Sajad Mohammadian

Personal information
- Born: 15 November 1983 (age 42)

Sport
- Country: Iran
- Sport: Para-athletics
- Disability class: F42
- Event: Shot put

Medal record
Men's para-athletics
Representing Iran
Paralympic Games
| Silver medal – second place | 2016 Rio de Janeiro | Shot put F42 |
| Silver medal – second place | 2020 Tokyo | Shot put F63 |
World Championships
| Silver medal – second place | 2017 London | Shot put F42 |
| Silver medal – second place | 2023 Paris | Shot put F63 |
| Bronze medal – third place | 2019 Dubai | Shot put F63 |
Asian Para Games
| Gold medal – first place | 2018 Jakarta | Shot put F42/61/63 |

= Sajad Mohammadian =

Iranian Paralympic athlete (born 1983)

Sajad Mohammadian (born 15 November 1983) is an Iranian Paralympic athlete. He is a two-time silver medalist at the Summer Paralympics.

==Career==
He represented Iran at the 2016 Summer Paralympics held in Rio de Janeiro, Brazil and he won the silver medal in the men's shot put F42 event.

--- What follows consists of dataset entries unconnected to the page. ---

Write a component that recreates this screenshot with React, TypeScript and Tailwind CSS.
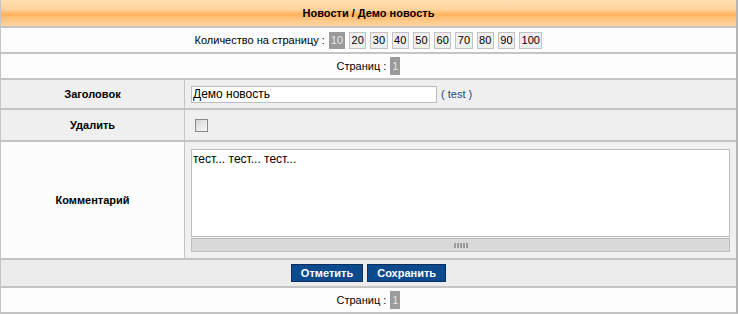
import React from "react";

const perPage = ["10", "20", "30", "40", "50", "60", "70", "80", "90", "100"];

function PageBox({ label, active }: { label: string; active?: boolean }) {
  return (
    <span
      className={
        active
          ? "border border-[#9a9a9a] bg-[#9a9a9a] text-[#e4e4e4] px-[1px] leading-[15px]"
          : "border border-[#c2c2c2] bg-[#efefef] text-black px-[1.5px] leading-[15px]"
      }
    >
      {label}
    </span>
  );
}

export default function App() {
  return (
    <div className="w-[738px] bg-white font-['Liberation_Sans',Arial,sans-serif] text-[11px] text-black">
      <div className="border-l border-r-2 border-l-[#c4c4c4] border-r-[#b4b4b4] border-b-2 border-b-[#c4c4c4]">
        {/* Header */}
        <div className="h-[28px] flex items-center justify-center font-bold bg-[linear-gradient(to_bottom,#ffddb0_0%,#ffd49d_36%,#ffb35c_56%,#ffc27c_70%,#ffd5a0_100%)] border-b-2 border-[#c4c4c4]">
          Новости / Демо новость
        </div>

        {/* Per page */}
        <div className="h-[26px] flex items-center justify-center gap-[4px] bg-[#fdfdfd] border-b-2 border-[#c4c4c4]">
          <span>Количество на страницу :</span>
          {perPage.map((p, i) => (
            <PageBox key={p} label={p} active={i === 0} />
          ))}
        </div>

        {/* Pages */}
        <div className="h-[26px] flex items-center justify-center gap-[4px] bg-[#fdfdfd] border-b-2 border-[#c4c4c4]">
          <span>Страниц :</span>
          <span className="bg-[#9a9a9a] text-[#e4e4e4] px-[2px] leading-[18px]">1</span>
        </div>

        {/* Title row */}
        <div className="h-[30px] flex bg-[#efefef] border-b-2 border-[#c4c4c4]">
          <div className="w-[184px] flex items-center justify-center font-bold border-r border-[#c4c4c4]">
            Заголовок
          </div>
          <div className="flex-1 flex items-center pl-[6px] gap-[4px]">
            <input
              readOnly
              defaultValue="Демо новость"
              className="w-[246px] h-[17px] border border-[#bdbdbd] bg-white px-[1px] text-[12px] text-black outline-none font-['Liberation_Sans',Arial,sans-serif]"
            />
            <span className="text-[#174a86]">( test )</span>
          </div>
        </div>

        {/* Delete row */}
        <div className="h-[32px] flex bg-[#efefef] border-b-2 border-[#c4c4c4]">
          <div className="w-[184px] flex items-center justify-center font-bold border-r border-[#c4c4c4]">
            Удалить
          </div>
          <div className="flex-1 flex items-center pl-[10px]">
            <div className="w-[13px] h-[13px] border border-[#8a8a8a] bg-[linear-gradient(135deg,#d4d4d4_0%,#e6e6e6_50%,#f6f6f6_100%)]" />
          </div>
        </div>

        {/* Comment row */}
        <div className="h-[118px] flex border-b-2 border-[#c4c4c4]">
          <div className="w-[184px] flex items-center justify-center font-bold bg-[#fcfcfc] border-r border-[#c4c4c4]">
            Комментарий
          </div>
          <div className="flex-1 flex flex-col bg-[#f0f0f0] pl-[6px] pt-[7px]">
            <textarea
              readOnly
              defaultValue="тест... тест... тест..."
              className="w-[539px] h-[88px] resize-none border border-[#bdbdbd] bg-white px-[1px] py-[2px] text-[12px] leading-[14px] text-black outline-none font-['Liberation_Sans',Arial,sans-serif]"
            />
            <div className="mt-[1px] w-[539px] h-[14px] border border-[#bdbdbd] bg-[#d9d9d9] flex items-center justify-center">
              <div className="flex gap-[1px]">
                <span className="w-[2px] h-[5px] bg-[#9a9a9a]" />
                <span className="w-[2px] h-[5px] bg-[#9a9a9a]" />
                <span className="w-[2px] h-[5px] bg-[#9a9a9a]" />
                <span className="w-[2px] h-[5px] bg-[#9a9a9a]" />
                <span className="w-[2px] h-[5px] bg-[#9a9a9a]" />
              </div>
            </div>
          </div>
        </div>

        {/* Buttons */}
        <div className="h-[28px] flex items-center justify-center gap-[4px] bg-[#ececec] border-b-2 border-[#c4c4c4]">
          <button className="h-[18px] px-[9px] border border-[#0a2f5c] bg-[#0c4a8e] text-white font-bold text-[11px] leading-[16px]">
            Отметить
          </button>
          <button className="h-[18px] px-[9px] border border-[#0a2f5c] bg-[#0c4a8e] text-white font-bold text-[11px] leading-[16px]">
            Сохранить
          </button>
        </div>

        {/* Pages bottom */}
        <div className="h-[24px] flex items-center justify-center gap-[4px] bg-[#fdfdfd]">
          <span>Страниц :</span>
          <span className="bg-[#9a9a9a] text-[#e4e4e4] px-[2px] leading-[18px]">1</span>
        </div>
      </div>
    </div>
  );
}
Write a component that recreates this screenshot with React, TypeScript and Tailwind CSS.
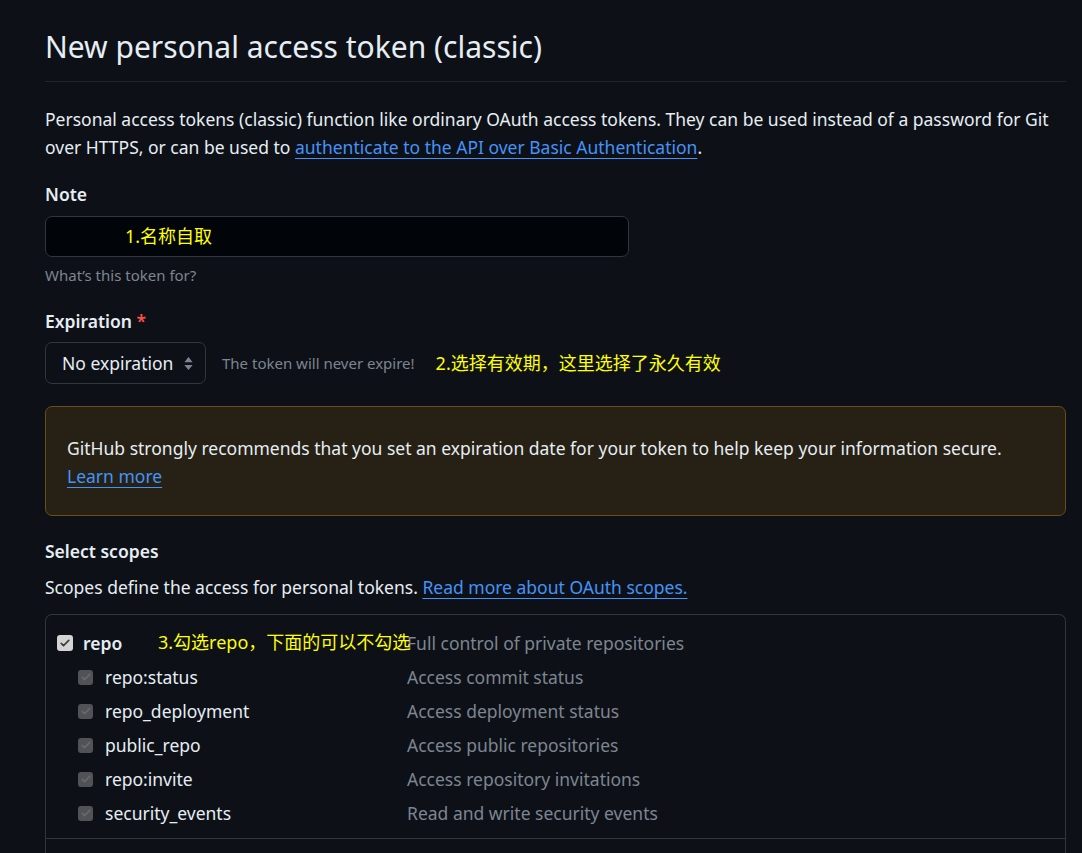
import React from 'react'

const sans = 'font-["Noto_Sans","Noto_Sans_CJK_SC",sans-serif]'

const subScopes = [
  { name: 'repo:status', desc: 'Access commit status' },
  { name: 'repo_deployment', desc: 'Access deployment status' },
  { name: 'public_repo', desc: 'Access public repositories' },
  { name: 'repo:invite', desc: 'Access repository invitations' },
  { name: 'security_events', desc: 'Read and write security events' },
]

function Check({ dim }: { dim?: boolean }) {
  return (
    <span
      className={
        dim
          ? 'flex h-[15px] w-[15px] items-center justify-center rounded-[3px] bg-[#505256]'
          : 'flex h-[16px] w-[16px] items-center justify-center rounded-[3px] bg-[#d4d4d4]'
      }>
      <svg viewBox="0 0 16 16" className="h-[12px] w-[12px]" fill="none">
        <path
          d="M3 8.5l3 3 7-7"
          stroke={dim ? '#66696d' : '#3b3b3b'}
          strokeWidth="2.2"
          strokeLinecap="round"
          strokeLinejoin="round"
        />
      </svg>
    </span>
  )
}

export default function App() {
  return (
    <div className={`min-h-[853px] w-full overflow-hidden bg-[#0d1117] text-[#e6edf3] ${sans}`}>
      <div className="pl-[45px] pr-[16px] pt-[27px]">
        <h1 className="border-b border-[#21262d] pb-[14px] text-[30px] leading-[40px] font-normal">
          New personal access token (classic)
        </h1>

        <p className="mt-[23px] text-[17.5px] leading-[28px]">
          Personal access tokens (classic) function like ordinary OAuth access tokens. They can be used instead of a password for Git over HTTPS, or can be used to{' '}
          <a className="text-[#4493f8] underline underline-offset-[4px]">authenticate to the API over Basic Authentication</a>.
        </p>

        <div className="mt-[20px] text-[17.5px] leading-[26px] font-semibold">Note</div>
        <div className="mt-[9px] flex h-[41px] w-[584px] items-center rounded-[7px] border border-[#30363d] bg-[#010409] pl-[79px]">
          <span className="text-[18px] text-[#ffff00]">1.名称自取</span>
        </div>
        <div className="mt-[7px] text-[15px] leading-[22px] text-[#7d8590]">What’s this token for?</div>

        <div className="mt-[22px] text-[17.5px] leading-[26px] font-semibold">
          Expiration <span className="text-[#f85149]">*</span>
        </div>
        <div className="mt-[8px] flex items-center">
          <div className="flex h-[42px] w-[161px] items-center justify-between rounded-[7px] border border-[#30363d] bg-[#0d1117] pl-[16px] pr-[11px]">
            <span className="text-[17.5px]">No expiration</span>
            <svg viewBox="0 0 12 18" className="h-[17px] w-[11px]" fill="#7d8590">
              <path d="M6 2l4.5 5.5h-9z" />
              <path d="M6 16l4.5-5.5h-9z" />
            </svg>
          </div>
          <span className="ml-[16px] text-[15px] text-[#7d8590]">The token will never expire!</span>
          <span className="ml-[21px] text-[18px] text-[#ffff00]">2.选择有效期，这里选择了永久有效</span>
        </div>

        <div className="mt-[22px] rounded-[7px] border border-[#6b4d10] bg-[#272115] px-[21px] pt-[27px] pb-[25px] text-[17.5px] leading-[28px]">
          GitHub strongly recommends that you set an expiration date for your token to help keep your information secure.
          <br />
          <a className="text-[#4493f8] underline underline-offset-[4px]">Learn more</a>
        </div>

        <div className="mt-[22px] text-[17.5px] leading-[26px] font-semibold">Select scopes</div>
        <p className="mt-[10px] text-[17.5px] leading-[26px]">
          Scopes define the access for personal tokens.{' '}
          <a className="text-[#4493f8] underline underline-offset-[4px]">Read more about OAuth scopes.</a>
        </p>

        <div className="mt-[14px] rounded-t-[7px] border-x border-t border-[#30363d] pt-[11px]">
          <div className="relative flex h-[34px] items-center">
            <div className="flex w-[361px] items-center pl-[11px]">
              <Check />
              <span className="ml-[10px] text-[17.5px] font-semibold">repo</span>
            </div>
            <span className="text-[17.5px] text-[#7d8590]">Full control of private repositories</span>
            <span className="absolute left-[112px] top-[3px] text-[18px] text-[#ffff00]">3.勾选repo，下面的可以不勾选</span>
          </div>
          {subScopes.map((s) => (
            <div key={s.name} className="flex h-[34px] items-center">
              <div className="flex w-[361px] items-center pl-[32px]">
                <Check dim />
                <span className="ml-[12px] text-[17.5px]">{s.name}</span>
              </div>
              <span className="text-[17.5px] text-[#7d8590]">{s.desc}</span>
            </div>
          ))}
          <div className="mt-[8px] h-[30px] border-t border-[#30363d]" />
        </div>
      </div>
    </div>
  )
}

At the 2020 Summer Paralympics in Tokyo, Japan, he won the silver medal in the men's shot put F63 event.

At the 2017 World Championships he won the silver medal in the men's shot put F42 event and at the 2019 World Championships he won the bronze medal in the men's shot put F63 event. He also won the silver medal in this event at the 2023 World Para Athletics Championships held in Paris, France.